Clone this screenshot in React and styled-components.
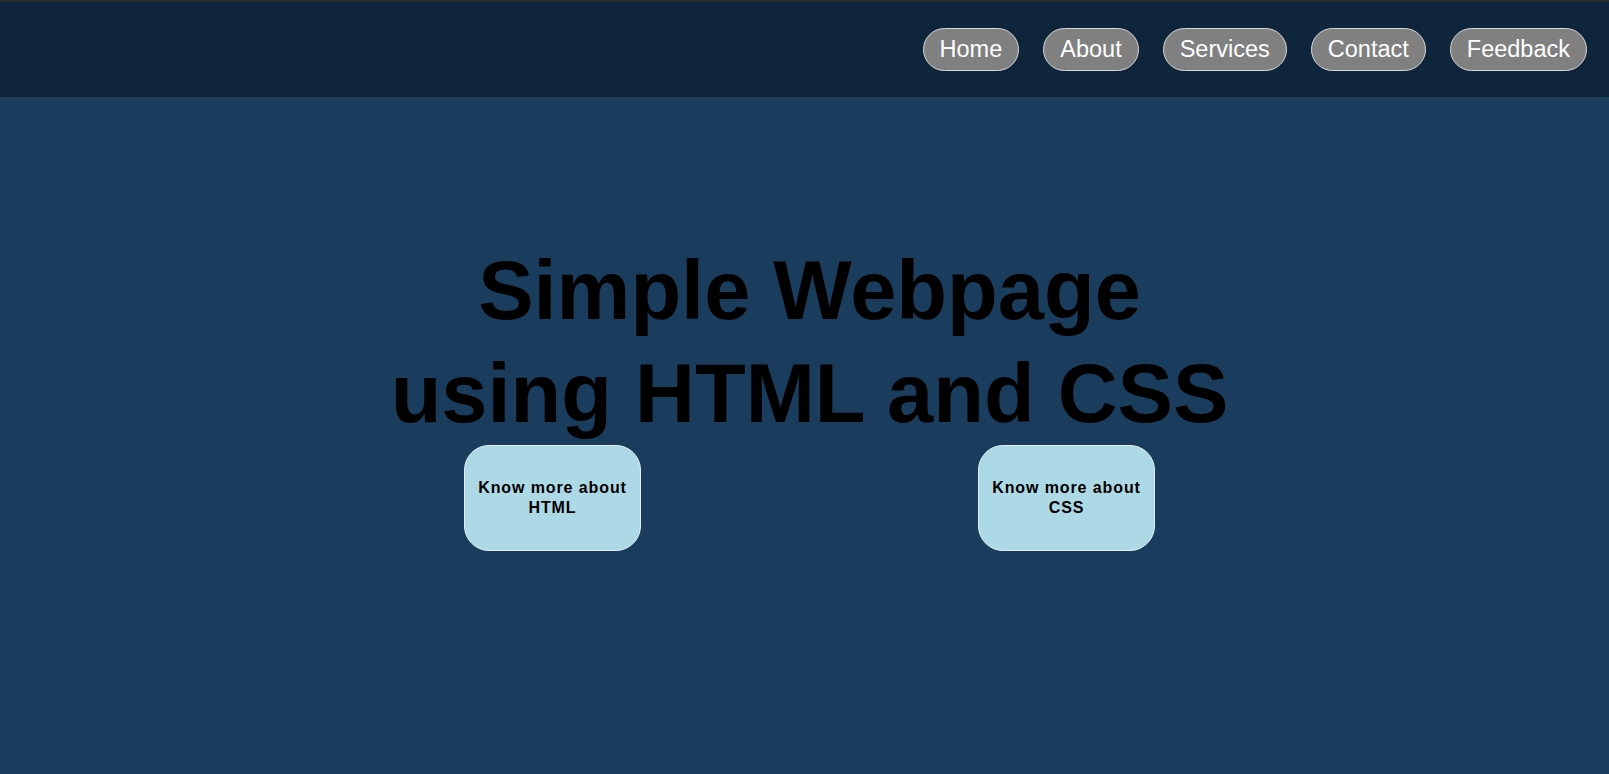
import React from 'react'
import styled, { createGlobalStyle } from 'styled-components'

const GlobalStyle = createGlobalStyle`
  html, body {
    margin: 0;
    padding: 0;
    background: #1a3d5e;
    font-family: "Liberation Sans", Arial, sans-serif;
  }
`;

const Page = styled.div`
  min-height: 774px;
  display: flex;
  flex-direction: column;
  background: #1a3d5e;
`;

const Nav = styled.nav`
  height: 95px;
  border-top: 2px solid #2b2b2b;
  background: #0f253b;
  display: flex;
  align-items: center;
  justify-content: flex-end;
  gap: 24px;
  padding-right: 22px;
`;

const NavLink = styled.a`
  display: block;
  padding: 7px 16px;
  line-height: 27px;
  font-size: 23.5px;
  color: #ffffff;
  background: #808080;
  border: 1px solid #d8d8d8;
  border-radius: 22px;
  text-decoration: none;
`;

const Main = styled.main`
  flex: 1;
  padding-top: 142px;
  padding-left: 10px;
  display: flex;
  flex-direction: column;
  align-items: center;
`;

const Title = styled.h1`
  margin: 0;
  font-size: 83px;
  line-height: 103px;
  font-weight: bold;
  color: #000;
  text-align: center;
`;

const Cards = styled.div`
  display: flex;
  justify-content: center;
  gap: 337px;
`;

const Card = styled.a`
  box-sizing: border-box;
  width: 177px;
  height: 106px;
  display: flex;
  align-items: center;
  justify-content: center;
  text-align: center;
  background: #add8e6;
  border: 1px solid #e4eef2;
  border-radius: 25px;
  color: #000;
  font-size: 16px;
  font-weight: bold;
  letter-spacing: 0.9px;
  line-height: 20px;
  text-decoration: none;
`;

const links = ['Home', 'About', 'Services', 'Contact', 'Feedback'];

export default function App() {
  return (
    <Page>
      <GlobalStyle />
      <Nav>
        {links.map(l => <NavLink key={l} href="#">{l}</NavLink>)}
      </Nav>
      <Main>
        <Title>Simple Webpage<br />using HTML and CSS</Title>
        <Cards>
          <Card href="#">Know more about<br />HTML</Card>
          <Card href="#">Know more about<br />CSS</Card>
        </Cards>
      </Main>
    </Page>
  )
}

***

Print out the material word for word, omitting the pictures.

IN RESPONSE
Clone this screenshot in React and styled-components.
import React from 'react'
import styled, { createGlobalStyle } from 'styled-components'

const GlobalStyle = createGlobalStyle`
  html, body {
    margin: 0;
    padding: 0;
    background: #1a3d5e;
    font-family: "Liberation Sans", Arial, sans-serif;
  }
`;

const Page = styled.div`
  min-height: 774px;
  display: flex;
  flex-direction: column;
  background: #1a3d5e;
`;

const Nav = styled.nav`
  height: 95px;
  border-top: 2px solid #2b2b2b;
  background: #0f253b;
  display: flex;
  align-items: center;
  justify-content: flex-end;
  gap: 24px;
  padding-right: 22px;
`;

const NavLink = styled.a`
  display: block;
  padding: 7px 16px;
  line-height: 27px;
  font-size: 23.5px;
  color: #ffffff;
  background: #808080;
  border: 1px solid #d8d8d8;
  border-radius: 22px;
  text-decoration: none;
`;

const Main = styled.main`
  flex: 1;
  padding-top: 142px;
  padding-left: 10px;
  display: flex;
  flex-direction: column;
  align-items: center;
`;

const Title = styled.h1`
  margin: 0;
  font-size: 83px;
  line-height: 103px;
  font-weight: bold;
  color: #000;
  text-align: center;
`;

const Cards = styled.div`
  display: flex;
  justify-content: center;
  gap: 337px;
`;

const Card = styled.a`
  box-sizing: border-box;
  width: 177px;
  height: 106px;
  display: flex;
  align-items: center;
  justify-content: center;
  text-align: center;
  background: #add8e6;
  border: 1px solid #e4eef2;
  border-radius: 25px;
  color: #000;
  font-size: 16px;
  font-weight: bold;
  letter-spacing: 0.9px;
  line-height: 20px;
  text-decoration: none;
`;

const links = ['Home', 'About', 'Services', 'Contact', 'Feedback'];

export default function App() {
  return (
    <Page>
      <GlobalStyle />
      <Nav>
        {links.map(l => <NavLink key={l} href="#">{l}</NavLink>)}
      </Nav>
      <Main>
        <Title>Simple Webpage<br />using HTML and CSS</Title>
        <Cards>
          <Card href="#">Know more about<br />HTML</Card>
          <Card href="#">Know more about<br />CSS</Card>
        </Cards>
      </Main>
    </Page>
  )
}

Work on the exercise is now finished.